Local tip: Do not plant your lettuce all at once. The single biggest lever you have on the coast is a calendar habit: drop a short new row of romaine every two to three weeks, February through September. With the marine layer holding off the heat, those staggered sowings give you a steady stream of crisp heads through nearly the whole year, while inland gardeners are out of lettuce by June.

Frequently asked questions

Can I really grow romaine year-round in the fog belt?

In a normal coastal year, close to it. The marine layer keeps summers mild enough to dodge the heat that bolts lettuce, and winters rarely freeze hard, so plants keep growing slowly through the cold months. The two soft spots are mid-summer warm spells, when germinating seed needs a cool start, and the slowest, darkest weeks of winter, when growth crawls.

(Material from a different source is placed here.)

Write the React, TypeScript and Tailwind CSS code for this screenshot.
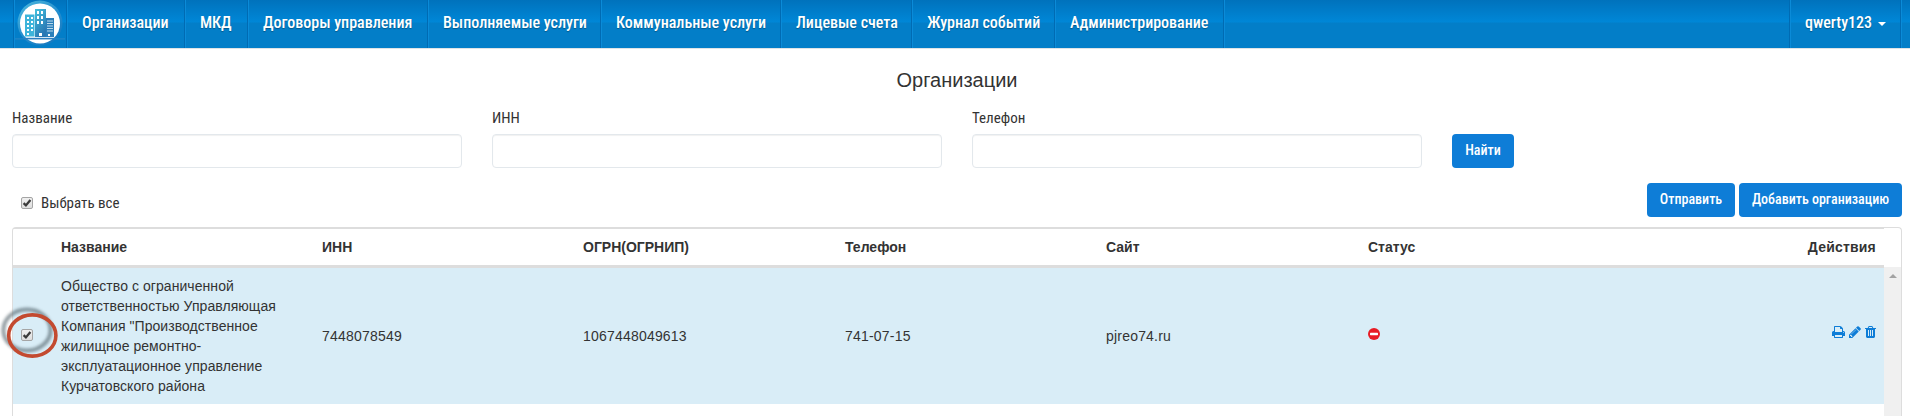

Why do my seeds fail to sprout in late summer?

Lettuce seed goes dormant when soil runs warm, above roughly 75F, even on the coast in a hot August. Start that seed in a shaded tray or a cool corner and transplant the seedlings out, rather than sowing directly into a bed that has baked in afternoon sun.

What is eating my lettuce overnight?

Almost certainly slugs and snails. The damp that makes the fog belt a lettuce paradise also makes it a slug paradise. Patrol at dusk, remove boards and pot saucers they hide under, and use copper edging or an iron-phosphate bait around tender seedlings.

Does romaine bolt in the fog belt at all?

Far less than inland, but it can during a rare heat run, especially if the plant also dried out. Romaine is one of the more bolt-resistant lettuces, so it forgives the coast's occasional warm afternoon. Keep moisture even and you will rarely see it.